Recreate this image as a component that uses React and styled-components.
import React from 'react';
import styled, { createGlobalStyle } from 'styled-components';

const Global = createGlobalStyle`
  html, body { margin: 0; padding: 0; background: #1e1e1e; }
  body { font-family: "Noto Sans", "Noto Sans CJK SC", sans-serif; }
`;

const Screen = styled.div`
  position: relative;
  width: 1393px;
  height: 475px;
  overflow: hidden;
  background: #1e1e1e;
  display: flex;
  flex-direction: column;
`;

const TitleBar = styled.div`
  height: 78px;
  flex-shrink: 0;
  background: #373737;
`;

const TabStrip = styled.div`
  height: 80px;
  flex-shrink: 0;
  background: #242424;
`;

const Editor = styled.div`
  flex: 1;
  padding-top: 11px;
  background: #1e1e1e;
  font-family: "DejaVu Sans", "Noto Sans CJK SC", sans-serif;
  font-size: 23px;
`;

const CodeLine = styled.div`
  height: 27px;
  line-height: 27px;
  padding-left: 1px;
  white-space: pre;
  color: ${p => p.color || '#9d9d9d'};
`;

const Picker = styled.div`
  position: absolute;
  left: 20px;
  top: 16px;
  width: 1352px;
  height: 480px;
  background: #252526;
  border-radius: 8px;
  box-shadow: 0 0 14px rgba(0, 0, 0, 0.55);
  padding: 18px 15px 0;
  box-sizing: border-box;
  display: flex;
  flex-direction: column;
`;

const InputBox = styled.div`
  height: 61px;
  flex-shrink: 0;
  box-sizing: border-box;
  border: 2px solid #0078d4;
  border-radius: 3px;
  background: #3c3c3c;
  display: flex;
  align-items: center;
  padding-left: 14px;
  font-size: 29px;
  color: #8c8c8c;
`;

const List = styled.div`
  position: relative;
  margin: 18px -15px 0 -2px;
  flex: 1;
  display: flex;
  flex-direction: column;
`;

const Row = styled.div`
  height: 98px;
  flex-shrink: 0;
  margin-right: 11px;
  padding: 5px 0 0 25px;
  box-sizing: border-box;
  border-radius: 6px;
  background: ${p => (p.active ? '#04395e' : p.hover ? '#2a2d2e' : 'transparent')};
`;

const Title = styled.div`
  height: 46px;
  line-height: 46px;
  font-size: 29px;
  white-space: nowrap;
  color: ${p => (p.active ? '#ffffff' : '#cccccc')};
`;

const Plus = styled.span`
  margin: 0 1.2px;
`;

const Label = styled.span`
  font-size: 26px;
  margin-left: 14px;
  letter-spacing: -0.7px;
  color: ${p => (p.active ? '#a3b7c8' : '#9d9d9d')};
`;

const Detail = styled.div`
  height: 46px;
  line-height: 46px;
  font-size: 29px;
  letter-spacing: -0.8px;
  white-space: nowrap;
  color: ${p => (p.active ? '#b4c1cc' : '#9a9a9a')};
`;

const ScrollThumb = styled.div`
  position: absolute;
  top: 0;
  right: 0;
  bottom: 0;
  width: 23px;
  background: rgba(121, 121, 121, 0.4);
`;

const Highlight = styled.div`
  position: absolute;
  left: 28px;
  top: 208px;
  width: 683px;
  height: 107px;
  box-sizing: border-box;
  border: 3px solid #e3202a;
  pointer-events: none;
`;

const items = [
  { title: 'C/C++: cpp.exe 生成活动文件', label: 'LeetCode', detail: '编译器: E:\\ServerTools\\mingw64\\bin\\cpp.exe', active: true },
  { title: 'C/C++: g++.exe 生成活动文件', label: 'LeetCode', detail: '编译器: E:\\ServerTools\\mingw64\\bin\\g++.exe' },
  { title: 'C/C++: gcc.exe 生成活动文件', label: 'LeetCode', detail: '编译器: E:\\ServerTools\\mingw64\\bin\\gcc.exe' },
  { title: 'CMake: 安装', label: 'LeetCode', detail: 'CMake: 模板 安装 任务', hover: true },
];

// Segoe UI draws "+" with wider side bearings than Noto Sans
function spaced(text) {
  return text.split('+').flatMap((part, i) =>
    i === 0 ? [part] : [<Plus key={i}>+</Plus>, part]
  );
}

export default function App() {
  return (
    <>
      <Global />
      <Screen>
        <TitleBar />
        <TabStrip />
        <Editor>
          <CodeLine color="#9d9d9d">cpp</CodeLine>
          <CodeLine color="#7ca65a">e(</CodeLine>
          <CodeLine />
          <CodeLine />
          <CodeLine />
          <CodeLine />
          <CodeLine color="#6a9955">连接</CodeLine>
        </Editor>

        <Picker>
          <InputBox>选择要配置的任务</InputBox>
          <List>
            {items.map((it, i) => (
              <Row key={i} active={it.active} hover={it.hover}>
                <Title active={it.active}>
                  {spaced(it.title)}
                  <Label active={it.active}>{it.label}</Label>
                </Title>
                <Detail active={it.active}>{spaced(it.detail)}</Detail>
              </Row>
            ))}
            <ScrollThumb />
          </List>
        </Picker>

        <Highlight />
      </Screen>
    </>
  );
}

...

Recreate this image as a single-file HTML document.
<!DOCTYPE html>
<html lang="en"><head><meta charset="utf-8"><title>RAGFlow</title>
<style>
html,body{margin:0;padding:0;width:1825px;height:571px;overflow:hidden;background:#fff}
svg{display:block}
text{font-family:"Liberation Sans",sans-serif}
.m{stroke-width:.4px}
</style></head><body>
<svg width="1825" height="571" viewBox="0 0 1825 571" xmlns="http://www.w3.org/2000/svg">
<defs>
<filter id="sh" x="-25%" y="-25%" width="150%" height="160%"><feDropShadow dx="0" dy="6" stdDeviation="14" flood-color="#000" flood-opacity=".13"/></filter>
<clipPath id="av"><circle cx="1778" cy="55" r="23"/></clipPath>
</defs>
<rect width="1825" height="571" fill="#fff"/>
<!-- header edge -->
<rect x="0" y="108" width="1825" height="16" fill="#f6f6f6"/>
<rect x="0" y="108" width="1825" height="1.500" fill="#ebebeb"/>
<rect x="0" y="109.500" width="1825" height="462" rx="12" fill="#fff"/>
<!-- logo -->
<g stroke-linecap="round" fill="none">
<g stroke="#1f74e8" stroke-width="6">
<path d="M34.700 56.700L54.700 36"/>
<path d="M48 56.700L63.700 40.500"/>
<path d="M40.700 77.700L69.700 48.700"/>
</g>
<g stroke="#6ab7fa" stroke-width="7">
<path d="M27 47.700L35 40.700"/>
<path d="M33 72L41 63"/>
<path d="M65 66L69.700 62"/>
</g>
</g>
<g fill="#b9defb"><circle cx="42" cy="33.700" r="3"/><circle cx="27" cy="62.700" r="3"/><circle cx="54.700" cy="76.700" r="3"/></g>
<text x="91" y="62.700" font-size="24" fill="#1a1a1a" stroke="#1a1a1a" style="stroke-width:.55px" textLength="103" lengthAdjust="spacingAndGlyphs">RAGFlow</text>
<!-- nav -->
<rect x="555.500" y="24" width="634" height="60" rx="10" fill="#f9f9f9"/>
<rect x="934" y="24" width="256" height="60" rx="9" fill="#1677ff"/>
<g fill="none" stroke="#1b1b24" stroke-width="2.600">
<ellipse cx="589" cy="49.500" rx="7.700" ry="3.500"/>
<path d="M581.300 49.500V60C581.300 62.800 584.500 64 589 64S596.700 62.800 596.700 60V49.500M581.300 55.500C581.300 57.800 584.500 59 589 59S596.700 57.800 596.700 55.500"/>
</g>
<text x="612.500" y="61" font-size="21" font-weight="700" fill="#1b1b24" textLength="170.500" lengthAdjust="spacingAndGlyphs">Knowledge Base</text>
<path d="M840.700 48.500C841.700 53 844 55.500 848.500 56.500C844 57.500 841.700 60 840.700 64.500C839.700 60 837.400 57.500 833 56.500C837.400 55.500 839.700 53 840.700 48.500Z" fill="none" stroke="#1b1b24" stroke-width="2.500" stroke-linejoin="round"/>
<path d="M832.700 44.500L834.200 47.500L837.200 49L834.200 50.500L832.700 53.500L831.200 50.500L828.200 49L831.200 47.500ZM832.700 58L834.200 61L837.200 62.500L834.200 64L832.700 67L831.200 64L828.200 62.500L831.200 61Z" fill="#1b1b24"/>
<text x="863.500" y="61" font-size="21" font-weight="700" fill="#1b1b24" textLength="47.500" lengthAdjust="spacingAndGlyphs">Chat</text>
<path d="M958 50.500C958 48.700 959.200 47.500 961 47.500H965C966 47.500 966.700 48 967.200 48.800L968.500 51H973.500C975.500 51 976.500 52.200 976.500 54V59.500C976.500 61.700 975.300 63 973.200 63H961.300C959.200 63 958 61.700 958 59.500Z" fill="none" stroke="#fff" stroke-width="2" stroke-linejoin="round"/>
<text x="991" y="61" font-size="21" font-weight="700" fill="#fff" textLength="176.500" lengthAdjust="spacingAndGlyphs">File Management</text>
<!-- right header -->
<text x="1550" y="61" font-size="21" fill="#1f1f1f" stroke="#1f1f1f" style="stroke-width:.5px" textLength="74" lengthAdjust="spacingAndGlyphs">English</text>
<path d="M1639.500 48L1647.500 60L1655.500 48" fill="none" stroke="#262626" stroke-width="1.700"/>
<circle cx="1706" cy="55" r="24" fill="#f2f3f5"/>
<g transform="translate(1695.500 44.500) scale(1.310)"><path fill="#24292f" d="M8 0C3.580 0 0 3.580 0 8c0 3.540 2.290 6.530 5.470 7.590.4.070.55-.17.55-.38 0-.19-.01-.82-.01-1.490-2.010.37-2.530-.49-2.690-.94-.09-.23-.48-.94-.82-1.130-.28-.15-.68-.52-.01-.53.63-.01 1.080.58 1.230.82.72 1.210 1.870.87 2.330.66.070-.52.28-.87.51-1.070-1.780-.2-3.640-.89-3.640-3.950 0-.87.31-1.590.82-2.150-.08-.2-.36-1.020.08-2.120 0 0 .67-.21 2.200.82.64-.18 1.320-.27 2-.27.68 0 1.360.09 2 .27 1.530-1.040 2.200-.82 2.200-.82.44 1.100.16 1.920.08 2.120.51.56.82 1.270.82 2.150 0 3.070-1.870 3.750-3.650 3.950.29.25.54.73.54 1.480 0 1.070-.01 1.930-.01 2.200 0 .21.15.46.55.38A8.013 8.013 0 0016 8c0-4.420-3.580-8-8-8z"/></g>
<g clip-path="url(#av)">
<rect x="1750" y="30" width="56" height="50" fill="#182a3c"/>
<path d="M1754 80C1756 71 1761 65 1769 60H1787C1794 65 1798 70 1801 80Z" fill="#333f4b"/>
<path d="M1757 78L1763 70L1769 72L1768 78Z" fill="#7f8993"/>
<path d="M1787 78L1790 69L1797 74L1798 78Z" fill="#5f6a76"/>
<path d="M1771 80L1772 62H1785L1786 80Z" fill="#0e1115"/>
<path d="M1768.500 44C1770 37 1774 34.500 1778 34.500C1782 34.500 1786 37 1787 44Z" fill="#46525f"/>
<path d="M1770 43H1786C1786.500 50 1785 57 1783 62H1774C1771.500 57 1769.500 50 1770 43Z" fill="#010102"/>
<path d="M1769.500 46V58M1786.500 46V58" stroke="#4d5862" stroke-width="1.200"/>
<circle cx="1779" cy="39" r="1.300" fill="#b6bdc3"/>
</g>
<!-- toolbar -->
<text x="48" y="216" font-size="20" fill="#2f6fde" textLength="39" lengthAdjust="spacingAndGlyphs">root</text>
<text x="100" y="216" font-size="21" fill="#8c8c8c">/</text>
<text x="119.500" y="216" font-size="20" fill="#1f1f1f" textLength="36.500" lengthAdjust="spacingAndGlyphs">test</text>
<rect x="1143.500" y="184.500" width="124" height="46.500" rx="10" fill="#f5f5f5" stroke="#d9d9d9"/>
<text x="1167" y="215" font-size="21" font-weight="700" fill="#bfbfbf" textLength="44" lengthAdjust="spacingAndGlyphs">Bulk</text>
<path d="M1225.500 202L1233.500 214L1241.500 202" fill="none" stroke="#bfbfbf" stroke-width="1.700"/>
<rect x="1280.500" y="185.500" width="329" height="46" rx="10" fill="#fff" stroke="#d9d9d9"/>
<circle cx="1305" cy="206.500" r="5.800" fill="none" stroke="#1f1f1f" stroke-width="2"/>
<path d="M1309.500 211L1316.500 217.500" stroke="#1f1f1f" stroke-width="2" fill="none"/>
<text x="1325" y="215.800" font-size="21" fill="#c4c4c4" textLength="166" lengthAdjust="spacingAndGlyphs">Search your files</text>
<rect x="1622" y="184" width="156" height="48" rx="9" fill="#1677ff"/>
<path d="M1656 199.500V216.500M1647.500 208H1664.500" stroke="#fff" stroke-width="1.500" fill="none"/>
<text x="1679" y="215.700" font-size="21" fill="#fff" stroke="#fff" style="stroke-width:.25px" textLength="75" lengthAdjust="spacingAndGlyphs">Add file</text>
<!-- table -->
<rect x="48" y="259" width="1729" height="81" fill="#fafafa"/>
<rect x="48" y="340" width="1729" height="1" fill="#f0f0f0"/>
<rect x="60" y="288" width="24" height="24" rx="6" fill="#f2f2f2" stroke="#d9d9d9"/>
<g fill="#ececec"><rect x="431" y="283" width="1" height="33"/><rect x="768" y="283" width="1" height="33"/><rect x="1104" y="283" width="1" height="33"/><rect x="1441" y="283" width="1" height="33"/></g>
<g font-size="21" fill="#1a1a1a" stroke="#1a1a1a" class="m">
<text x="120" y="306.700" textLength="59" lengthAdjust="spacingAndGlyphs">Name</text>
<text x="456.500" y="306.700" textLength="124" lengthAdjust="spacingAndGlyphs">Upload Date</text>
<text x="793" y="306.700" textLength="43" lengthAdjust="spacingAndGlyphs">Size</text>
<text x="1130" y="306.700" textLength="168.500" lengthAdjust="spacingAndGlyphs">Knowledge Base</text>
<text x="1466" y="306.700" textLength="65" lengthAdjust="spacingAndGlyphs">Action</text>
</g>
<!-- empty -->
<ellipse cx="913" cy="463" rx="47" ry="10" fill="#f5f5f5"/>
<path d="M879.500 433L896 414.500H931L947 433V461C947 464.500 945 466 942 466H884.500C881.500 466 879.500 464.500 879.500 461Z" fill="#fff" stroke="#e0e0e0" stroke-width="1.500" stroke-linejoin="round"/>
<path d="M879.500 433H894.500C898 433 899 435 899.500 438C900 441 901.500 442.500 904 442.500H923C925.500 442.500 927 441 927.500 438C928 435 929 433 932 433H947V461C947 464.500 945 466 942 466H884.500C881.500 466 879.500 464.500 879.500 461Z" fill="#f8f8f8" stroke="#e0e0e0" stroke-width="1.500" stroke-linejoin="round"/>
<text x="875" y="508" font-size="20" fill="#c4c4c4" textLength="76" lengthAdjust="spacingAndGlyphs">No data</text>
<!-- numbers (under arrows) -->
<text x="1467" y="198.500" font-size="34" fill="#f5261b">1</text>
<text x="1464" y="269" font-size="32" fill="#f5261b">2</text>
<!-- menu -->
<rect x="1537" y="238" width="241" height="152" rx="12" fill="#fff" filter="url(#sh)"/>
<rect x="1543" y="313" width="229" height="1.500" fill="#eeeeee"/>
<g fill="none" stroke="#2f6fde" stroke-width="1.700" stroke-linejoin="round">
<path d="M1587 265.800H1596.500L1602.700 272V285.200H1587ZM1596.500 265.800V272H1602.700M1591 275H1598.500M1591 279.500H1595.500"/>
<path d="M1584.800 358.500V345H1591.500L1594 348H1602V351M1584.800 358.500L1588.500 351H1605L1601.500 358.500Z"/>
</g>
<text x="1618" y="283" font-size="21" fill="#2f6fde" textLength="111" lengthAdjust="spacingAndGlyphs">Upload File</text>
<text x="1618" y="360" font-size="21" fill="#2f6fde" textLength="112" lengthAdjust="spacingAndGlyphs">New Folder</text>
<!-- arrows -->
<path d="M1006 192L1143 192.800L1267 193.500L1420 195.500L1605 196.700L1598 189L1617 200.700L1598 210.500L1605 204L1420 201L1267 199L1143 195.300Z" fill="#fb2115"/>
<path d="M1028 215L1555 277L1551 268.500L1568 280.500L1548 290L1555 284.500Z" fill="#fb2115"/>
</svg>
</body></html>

* * *

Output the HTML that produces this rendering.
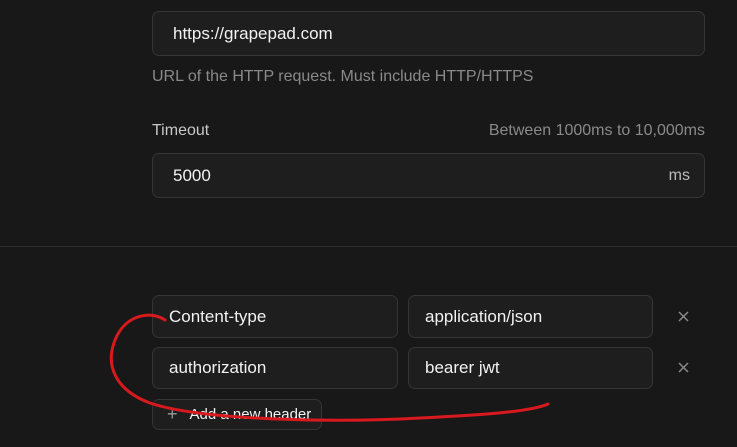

* _Work to do_: State how many lines of the listing include the word "image". Reply with the number alone.

* _Output below_: 2